November 18, 2016

Are Conversations With Insurance Brokers Privileged?

Today Brian Friel talks more about the role of brokers in the corporate insurance process, asking this critical question: are conversations with insurance brokers privileged? Corporate policyholders deservedly believe that conversations with insurance brokers are privileged, just like conversations with lawyers.  But, certain courts have held that insurance brokers break the chain of privilege between lawyers and clients, which can jeopardize the payment of legitimate claims.  If you have sensitive conversations with your broker and they are deposed, corporate policyholders open themselves up to unnecessary problems. Brokers are essential to corporate policyholders in many ways, but acting as a viable alternative to focused legal representation is not one of them.

Watch the video to learn more about insurance brokers and privilege.

For a transcript of the video, please see below

 Insurance Broker Privilege

In order for a company to maximize it’s insurance asset, to maximize the amount of money they get paid by insurance company, necessarily it requires some pushing, some aggressive lawyering, mustering the correct arguments from a legal perspective, understanding the insurance policy, coming up with creative solutions and interpretations, and understanding how the law and the policies have evolved over the years with respect to the facts of a claim and driving that claim as aggressively as possible. Yes, there may be some threats of litigation, maybe even a threat of bringing a bad faith claim against an insurance company and maybe even we have to go to court and file a lawsuit. All of that may be required, maybe some of it, in order to get an insurance company to pay the claim, to maximize your insurance asset.

Insurance brokers cannot do that. They can’t bring those sorts of pressures and resources to bear to maximize that insurance asset and companies need to be aware of that limitation within the broker, within the brokerage community. Another problem about brokers and the claims advocacy process is because they’re not lawyers or at least they’re not acting as lawyers, they’re acting as brokers, there may not be any privilege attached to your communications with your broker in the context of litigation. You have a case filed against you. You’re a defendant in an underlying intellectual property case or commercial transaction or product liability case. You bring a claim. You’re using your broker. Your broker’s having discussions with you.
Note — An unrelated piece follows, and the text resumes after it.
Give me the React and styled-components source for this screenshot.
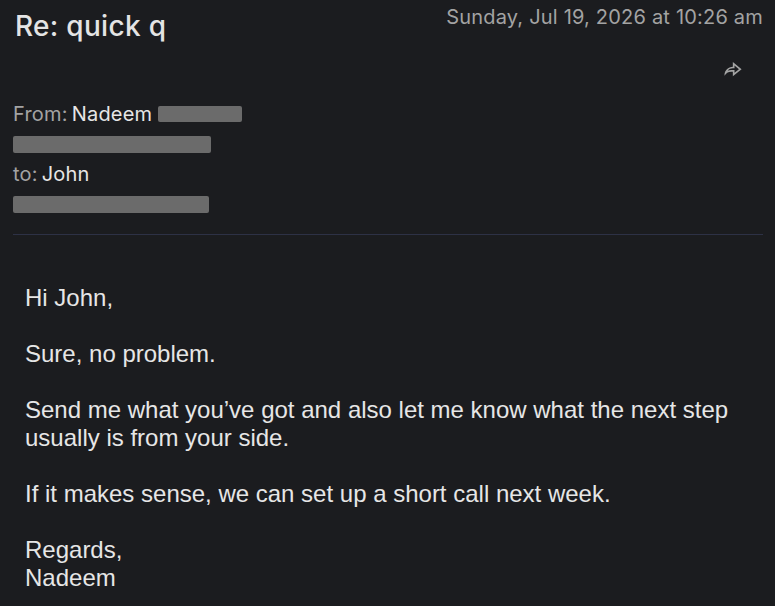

Maybe your broker’s having discussions with your defense counsel, your outside lawyers, and that broker in turn turns around and has other conversations with the insurance market, the claims folks on that side. All those communications are in jeopardy.

If an underlying plaintiff wants to file a subpoena against your broker, depose your broker, ask for documents from your broker, you think it may be privileged and we’ve seen this in cases where courts have come out and said, “There is no privilege.” In fact, brokers are not lawyers and the broker breaks the chain of privilege within the communication circle of the corporate policyholder and its outside lawyers. Not always, but the risk of that privilege being broken and violated is always at play when a broker’s involved with a claim. We have worked out ways to mitigate that risk and still have an insurance broker involved with the claims process because there still could be a role for a broker in a claims process but they can’t have the number one role or be in the driver’s seat of a claim. They can’t be driving a claim because necessarily, they will be limited and they will jeopardize the privilege which is so critical for companies and their outside lawyers to effectively defend underlying cases.

In fact, just recently we had a broker here from London visit us here in our Washington DC office selling us some services that we could then relay to our corporate clients about risk transfer and litigation funding for underlying cases both on the plaintiff side and the defendant side. It was very, very interesting. We enjoyed a meeting with the broker. He was very knowledgeable about the market, about what we do, what our clients do, and some of the needs for some of this funding that they can provide through insurance products. That insurance broker provided us his what we call a pitch card when we left the meeting, sort of a little summary in a glossy little six by eight card about all these wonderful services he and his very large brokerage firm provides to corporate policyholders around the world.

What did we see in this pitch card? It was a graphic that they provide to their clients that says, “What is the proactive role of an insurance broker,” and it had six or seven different areas or bubbles about what brokers do and one of them essentially said, “We as brokers will do our best to keep the lawyers away from you in claims process.” Here is a broker talking to us soliciting business but giving us a pitch card, which basically says they try as brokers to keep lawyers out of the claims process. Why, because they want to control the claim. They want to be the front person for working and dealing with the insurance company but I will tell you based on our own personal experience, based on the inherent limitations of a broker doing that and playing that role, companies generally will not be able to maximize their insurance asset for a claim by having a broker play that role.